— SOURCE EXCERPT —
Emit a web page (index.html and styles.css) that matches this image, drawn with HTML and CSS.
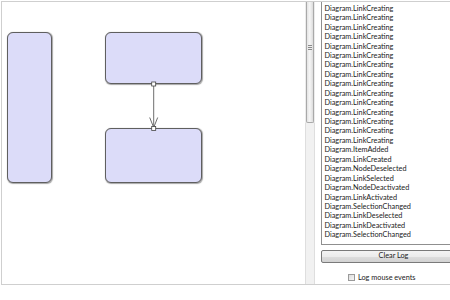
FILE: index.html
```html
<!DOCTYPE html>
<html>
<head>
<meta charset="utf-8">
<link rel="stylesheet" href="styles.css">
</head>
<body>
<div class="frame">
  <div class="diagram">
    <div class="node node-a"></div>
    <div class="node node-b"></div>
    <div class="node node-c"></div>
    <svg class="links" width="303" height="282" viewBox="0 0 303 282">
      <line x1="151.7" y1="84" x2="151.7" y2="126.5" stroke="#6e6e6e" stroke-width="1"/>
      <polyline points="147.7,115.5 151.7,125.5 155.7,115.5" fill="none" stroke="#6e6e6e" stroke-width="1"/>
      <rect x="149.7" y="80" width="4" height="4" fill="#fff" stroke="#444" stroke-width="0.8"/>
      <rect x="149.7" y="124.5" width="4" height="4" fill="#fff" stroke="#444" stroke-width="0.8"/>
    </svg>
  </div>
  <div class="scrollbar">
    <div class="thumb"><span class="grip"></span></div>
    <div class="track"></div>
  </div>
  <div class="panel">
    <div class="log">
      <div class="item">Diagram.LinkCreating</div>
      <div class="item">Diagram.LinkCreating</div>
      <div class="item">Diagram.LinkCreating</div>
      <div class="item">Diagram.LinkCreating</div>
      <div class="item">Diagram.LinkCreating</div>
      <div class="item">Diagram.LinkCreating</div>
      <div class="item">Diagram.LinkCreating</div>
      <div class="item">Diagram.LinkCreating</div>
      <div class="item">Diagram.LinkCreating</div>
      <div class="item">Diagram.LinkCreating</div>
      <div class="item">Diagram.LinkCreating</div>
      <div class="item">Diagram.LinkCreating</div>
      <div class="item">Diagram.LinkCreating</div>
      <div class="item">Diagram.LinkCreating</div>
      <div class="item">Diagram.LinkCreating</div>
      <div class="item">Diagram.LinkCreating</div>
      <div class="item">Diagram.ItemAdded</div>
      <div class="item">Diagram.LinkCreated</div>
      <div class="item">Diagram.NodeDeselected</div>
      <div class="item">Diagram.LinkSelected</div>
      <div class="item">Diagram.NodeDeactivated</div>
      <div class="item">Diagram.LinkActivated</div>
      <div class="item">Diagram.SelectionChanged</div>
      <div class="item">Diagram.LinkDeselected</div>
      <div class="item">Diagram.LinkDeactivated</div>
      <div class="item">Diagram.SelectionChanged</div>
    </div>
    <div class="button">Clear Log</div>
    <label class="check">
      <span class="box"></span>
      <span class="label">Log mouse events</span>
    </label>
  </div>
</div>
</body>
</html>
```
FILE: styles.css
```css
html, body {
  margin: 0;
  padding: 0;
  background: #ffffff;
}
body {
  width: 450px;
  height: 300px;
  overflow: hidden;
  font-family: "Lato", "Open Sans", sans-serif;
  font-size: 7.3px;
  color: #222222;
}
.frame {
  margin: 1px 0 0 1px;
  height: 282px;
  width: 520px;
  border-top: 1px solid #cfcfcf;
  border-left: 1px solid #cfcfcf;
  border-bottom: 1px solid #cfcfcf;
  display: flex;
}
.diagram {
  position: relative;
  width: 303px;
  flex: none;
  background: #ffffff;
}
.node {
  position: absolute;
  box-sizing: border-box;
  background: #dcdcf9;
  border: 1px solid #5f5f5f;
  border-radius: 6px;
  box-shadow: 0.5px 0.8px 1px rgba(0, 0, 0, 0.35);
}
.node-a { left: 5px; top: 30px; width: 45px; height: 151px; }
.node-b { left: 103px; top: 30px; width: 97px; height: 52px; }
.node-c { left: 103px; top: 126px; width: 97px; height: 54.5px; }
.links {
  position: absolute;
  left: 0;
  top: 0;
}
.scrollbar {
  width: 10px;
  flex: none;
  display: flex;
  flex-direction: column;
  background: #ececec;
}
.thumb {
  height: 121px;
  margin: 0 1px;
  box-sizing: border-box;
  border: 1px solid #a9a9a9;
  border-top: none;
  border-radius: 0 0 2px 2px;
  background: linear-gradient(to right, #e4e4e4, #f6f6f6 45%, #dcdcdc);
  display: flex;
  justify-content: center;
}
.grip {
  margin-top: 43px;
  width: 4px;
  height: 5px;
  background: repeating-linear-gradient(to bottom, #8a8a8a 0 1px, #eeeeee 1px 2px);
}
.track {
  flex: 1;
  border-left: 1px solid #dedede;
  border-right: 1px solid #dedede;
  background: #f1f1f1;
}
.panel {
  flex: none;
  width: 145px;
  padding-left: 6px;
  display: flex;
  flex-direction: column;
}
.log {
  height: 243px;
  box-sizing: border-box;
  border-left: 1px solid #8f8f8f;
  border-right: 1px solid #8f8f8f;
  border-bottom: 1px solid #8f8f8f;
  padding: 0 0 4.3px 2.5px;
  display: flex;
  flex-direction: column;
  justify-content: flex-end;
  overflow: hidden;
}
.item {
  line-height: 9.45px;
  height: 9.45px;
  white-space: nowrap;
  flex: none;
}
.button {
  margin-top: 5px;
  height: 12.5px;
  box-sizing: border-box;
  border: 1px solid #7a7a7a;
  border-radius: 2px;
  background: linear-gradient(to bottom, #f4f4f4 0%, #ececec 50%, #dedede 51%, #d2d2d2 100%);
  text-align: center;
  line-height: 10.5px;
  padding-right: 0;
}
.check {
  margin-top: 10.5px;
  margin-left: 27px;
  height: 8px;
  display: flex;
  align-items: center;
}
.box {
  width: 7px;
  height: 7px;
  box-sizing: border-box;
  border: 1px solid #9a9a9a;
  background: linear-gradient(135deg, #dcdcdc, #f6f6f6);
}
.label {
  margin-left: 3px;
  white-space: nowrap;
}
```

— PROBLEM STATEMENT —
Where a line holds "index", copy that line.

— TASK OUTPUT —
Emit a web page (index.html and styles.css) that matches this image, drawn with HTML and CSS.
FILE: index.html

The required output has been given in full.